PersonaTeaming: Supporting Persona-Driven Red-Teaming for Generative AI
Automated adversarial testing now simulates diverse human perspectives, boosting attack success by 20%+
A new research paper introduces PersonaTeaming, a framework that integrates human-like personas into automated red-teaming for generative AI systems. Unlike traditional automated methods that generate adversarial prompts without considering the tester's background or perspective, PersonaTeaming creates personas — simulated user identities with specific traits, biases, and goals — to guide prompt generation. The core workflow systematically incorporates these personas into the adversarial prompt pipeline, exploring a broader range of attack strategies than prior methods like RainbowPlus. According to the paper, PersonaTeaming Workflow achieves higher attack success rates while preserving prompt diversity, a critical balance often hard to reach in automated safety testing.
To bridge the gap between automated persona simulation and real human judgment, the team also built PersonaTeaming Playground, an interactive interface that allows human red-teamers to author their own personas and co-create adversarial prompts with an AI assistant. In a user study with 11 industry practitioners, participants found the tool produced diverse, useful outputs and reported that AI-generated suggestions sparked creative thinking even when not strictly followed. The work advances both fully automated and human-in-the-loop red-teaming approaches, offering design insights for safer generative AI deployment.

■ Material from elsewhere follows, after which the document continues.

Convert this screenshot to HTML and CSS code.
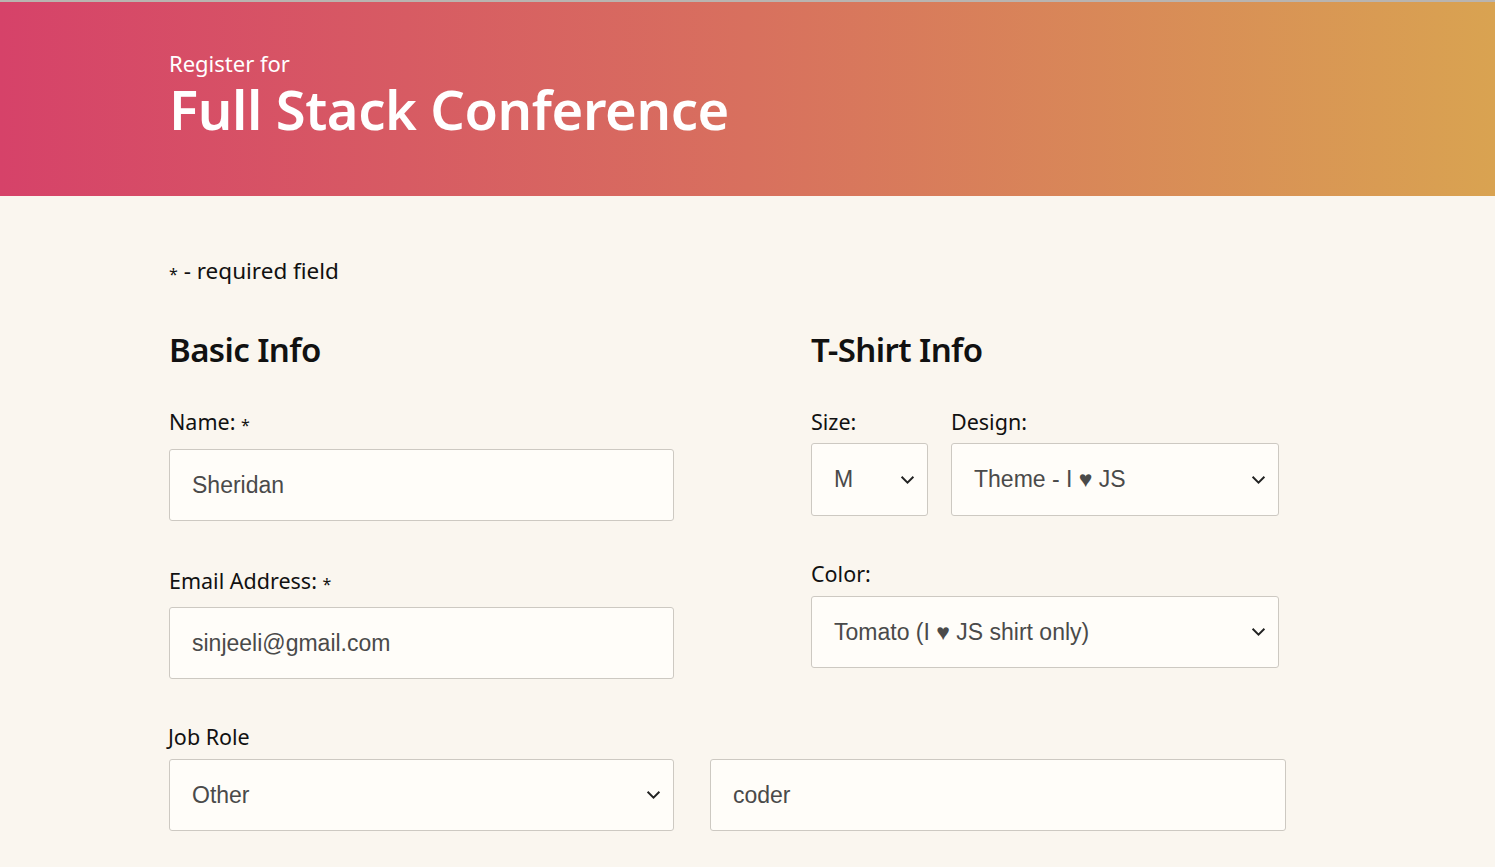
FILE: index.html
```html
<!DOCTYPE html>
<html lang="en">
<head>
<meta charset="utf-8">
<title>Register for Full Stack Conference</title>
<link rel="stylesheet" href="styles.css">
</head>
<body>
<header class="hero">
  <div class="hero-inner">
    <p class="hero-pre">Register for</p>
    <h1 class="hero-title">Full Stack Conference</h1>
  </div>
</header>
<main class="page">
  <p class="note"><span class="star">*</span> - required field</p>
  <div class="columns">
    <section class="col col-basic">
      <h2 class="section-title">Basic Info</h2>
      <div class="field field-name">
        <label class="label">Name: <span class="star">*</span></label>
        <div class="box"><span class="value">Sheridan</span></div>
      </div>
      <div class="field field-email">
        <label class="label">Email Address: <span class="star">*</span></label>
        <div class="box"><span class="value">sinjeeli@gmail.com</span></div>
      </div>
    </section>
    <section class="col col-shirt">
      <h2 class="section-title">T-Shirt Info</h2>
      <div class="shirt-row">
        <div class="field field-size">
          <label class="label">Size:</label>
          <div class="box select"><span class="value">M</span><svg class="chev" viewBox="0 0 14 9"><path d="M1.5 1.5 7 7l5.5-5.5" fill="none" stroke="#222" stroke-width="1.8"/></svg></div>
        </div>
        <div class="field field-design">
          <label class="label">Design:</label>
          <div class="box select"><span class="value">Theme - I ♥ JS</span><svg class="chev" viewBox="0 0 14 9"><path d="M1.5 1.5 7 7l5.5-5.5" fill="none" stroke="#222" stroke-width="1.8"/></svg></div>
        </div>
      </div>
      <div class="field field-color">
        <label class="label">Color:</label>
        <div class="box select"><span class="value">Tomato (I ♥ JS shirt only)</span><svg class="chev" viewBox="0 0 14 9"><path d="M1.5 1.5 7 7l5.5-5.5" fill="none" stroke="#222" stroke-width="1.8"/></svg></div>
      </div>
    </section>
  </div>
  <div class="job">
    <label class="label">Job Role</label>
    <div class="job-row">
      <div class="box select job-select"><span class="value">Other</span><svg class="chev" viewBox="0 0 14 9"><path d="M1.5 1.5 7 7l5.5-5.5" fill="none" stroke="#222" stroke-width="1.8"/></svg></div>
      <div class="box job-other"><span class="value">coder</span></div>
    </div>
  </div>
</main>
</body>
</html>
```
FILE: styles.css
```css
html, body {
  margin: 0;
  padding: 0;
}
body {
  background: #faf6ef;
  font-family: "Noto Sans", "Open Sans", sans-serif;
  color: #111;
  overflow: hidden;
}
.hero {
  border-top: 2px solid #b9b4b0;
  height: 194px;
  background: linear-gradient(90deg, #d64269 0%, #d8705e 50%, #d9a351 100%);
  color: #fff;
}
.hero-inner {
  padding: 49px 0 0 169px;
}
.hero-pre {
  margin: 0;
  font-size: 22px;
  line-height: 24px;
}
.hero-title {
  margin: 6px 0 0;
  font-size: 54.3px;
  line-height: 56px;
  font-weight: 600;
  letter-spacing: -0.4px;
}
.page {
  padding: 0 0 0 169px;
}
.note {
  margin: 0;
  padding-top: 59px;
  font-size: 22.5px;
  line-height: 32px;
}
.star {
  font-size: 16px;
  position: relative;
  top: 1px;
}
.columns {
  display: flex;
  gap: 137px;
  margin-top: 39px;
}
.col-basic { width: 505px; }
.col-shirt { width: 468px; }
.section-title {
  margin: 0;
  font-size: 33px;
  line-height: 44px;
  font-weight: 600;
  letter-spacing: -0.6px;
}
.label {
  display: block;
  font-size: 21.5px;
  line-height: 28px;
}
.box {
  box-sizing: border-box;
  background: #fffdf9;
  border: 1px solid #cdc9c2;
  border-radius: 3px;
  height: 72px;
  display: flex;
  align-items: center;
  padding: 0 22px;
  font-family: "Liberation Sans", Arial, sans-serif;
  font-size: 23px;
  color: #4a4a4a;
}
.select {
  justify-content: space-between;
}
.chev {
  width: 15px;
  height: 10px;
  margin-right: -10px;
}
.field-name { margin-top: 36px; }
.field-name .label { margin-bottom: 11px; }
.field-email { margin-top: 46px; }
.field-email .label { margin-bottom: 10px; }
.shirt-row {
  display: flex;
  gap: 23px;
  margin-top: 36px;
}
.shirt-row .label { margin-bottom: 7px; }
.field-size { width: 117px; }
.field-size .box { height: 73px; }
.field-design { width: 328px; }
.field-design .box { height: 73px; }
.field-color { margin-top: 44px; }
.field-color .label { margin-bottom: 8px; }
.job {
  margin-top: 44px;
}
.job .label { margin-left: -1px; margin-bottom: 8px; }
.job-row {
  display: flex;
  gap: 36px;
}
.job-select { width: 505px; }
.job-other { width: 576px; }
```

- PersonaTeaming Workflow outperforms RainbowPlus in attack success rates while maintaining prompt diversity
- The system uses authored personas to simulate diverse human perspectives in adversarial prompt generation
- User study with 11 practitioners showed the Playground interface encouraged out-of-the-box thinking and useful outputs
Why It Matters
More effective AI red-teaming means safer models — and this method brings human context into automated testing.